Even the baobab has shrunk with time, yet I had imagined that this bulwark would be eternal, beyond the growing perspectives of a vanished childhood. Its girth has dwindled with time and the branches now give only a little shade. There was a name for the school bell-house, a description at least, a place in the family of physical things--it came back without effort--the Only Child of the Distant Church-Tower. Only now, even the distance between the bell-house and the church tower has shrunk. White as a pillar of salt, the church-tower still dominates mango trees, the orombeje tree in the churchyard, the cenotaph also which, although placed outside the church walls, seemed to belong to the same extended family of St Peter's church. The church tower is sometimes framed against the steep road towards Iberekodo, nudging dwarf rusted roofs along its sides. Aké, Ibarapa, Itoko, then over the hill into Mokola, the Hausa quarter, before Iberekodo itself. The hive of brown shacks, pink and orange bordered houses, stops abruptly before the crest and gives way to the ordered wall and broad gates of the chief's stable. Hidden within the hillside on either side of the road are the twin-markets of Ibarapa, night and day markets, the night to the right, the day, left. None of this has changed. (Aké, Vintage International Edition, Oct. 1989, ch. 5, 63)
The description of the baobab tree, usually a center of compound life and a representation of the community, implies that the tree itself has diminished, but raises the question of whether Soyinka's "growing perspectives" have merely reimagined the size of the tree, the importance of the tree, in relation to the world beyond it and beyond his childhood, or whether the baobab had been inflated in importance in his imagination, and the older Wole is now viewing it in its actual dimensions. The various physical objects, both natural and man-made, constitute a family, objects integral to Wole's childhood. They substitute, or supplement, his human family, but are objects that he can project his fantasies onto, objects that promote his daydreaming, rather than restricting it.

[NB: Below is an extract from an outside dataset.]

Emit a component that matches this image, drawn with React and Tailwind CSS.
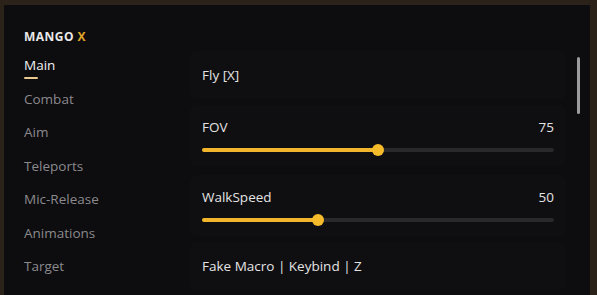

Soyinka uses his recollection of the name of the bell-house as a transition to the description of the church tower and those things that have not changed, suggesting the situation of education somewhere between Yoruba tradition and Christianity; though, clearly, the bell-house is kin to the church, an aspect of the church's power, not of the traditional culture, and the mutually perpetuating relationship between the two is clearer to the older Wole ("even the distance between the bell-house and the church tower has shrunk"). Yet the bell-house is one of those intimate objects that has changed with time, one that signaled Wole's entrance into the world of education and books. The church tower dominates the physical landscape--the trees (both English- and Yoruba-named) which have changed with time, and the cenotaph, a Yoruba monument to Okenla, a dead warrior, which has remained the same. However, Soyinka considers the cenotaph as part of St Peter's church, perhaps because of its physical resemblance to the tower, but more likely because of it's conspicuous solitude: "Only special buildings like the church or the cenotaph stood by themselves. Everything else joined in one continuous stream."(37) The natural objects within the landscape are unable to remain the same since most of these were personal aspects of Wole's youth, a youth which itself has "vanished".
Soyinka describes the church tower as a white pillar of salt, a metaphor that connotes the biblical punishment for looking back at the spectacle of the destruction of Gomorrah, an iniquitous city of pagans. However, salt is also a valuable commodity in the community, one that supports the livelihood of the merchants--Colin McEvedy describes the ancient Sanhaja Berbers trading rock salt "for gold-dust on a pound-for-pound basis" (The Penguin Atlas of African History, 44). The phrase also joins the idea of authority and worth (the salt of the earth) with that of support, strength (pillar of the community), while "white" hints at colonialism and the church's role in colonization. Soyinka shifts back to the landscape when he delineates the progress of the road to Iberekodo, suggesting the journey away from the landmarks of his childhood. The church tower remains framed against the road, but the shacks also line the road, though they are dwarfed by comparison to the tower. The description of these homes as a hive connotes the organic nature of their construction, the kind of role that architectural design plays in the activities of the community, and competes with the singular, hierarchical image of the church tower. The chief's compound is "orderly" and broad, unlike the community of shacks. It remains separate from the community, the community itself separating the chief's stable from the church tower and grounds. There is a sense of the competition between the authority of Christian and traditional power in the juxtaposition of the church tower and the chief's stable, with the community caught between them. In the opening paragraph of the book, Soyinka describes the situation of the chief's compound as a "mystery" in its closeness to the geographical seat of God, Itoko. Finally, Soyinka mentions the twin markets of Ibarapa, which figure importantly later in Aké, but his inclusion of them among those things which haven't changed with time seem to contradict his pointed disgust with the general trend that traditional markets in Egbaland have taken (which he recounts in specific reference to Dayisi's Promenade).
Overall, Soyinka subtly describes the relationships between the customs and institutions of the community, the Yoruba government and Christianity by depicting the images of the physical landmarks associated with these various competing, yet conjoined, aspects of his culture. These landmarks act as referents in his autobiography, they situate Wole's perspective in time. They embody contradictions between Soyinka's past and present view of his life, but also manifest a certain power of physicality, of reality, stranded within the ambiguity between "growing perspectives" and a "vanished childhood".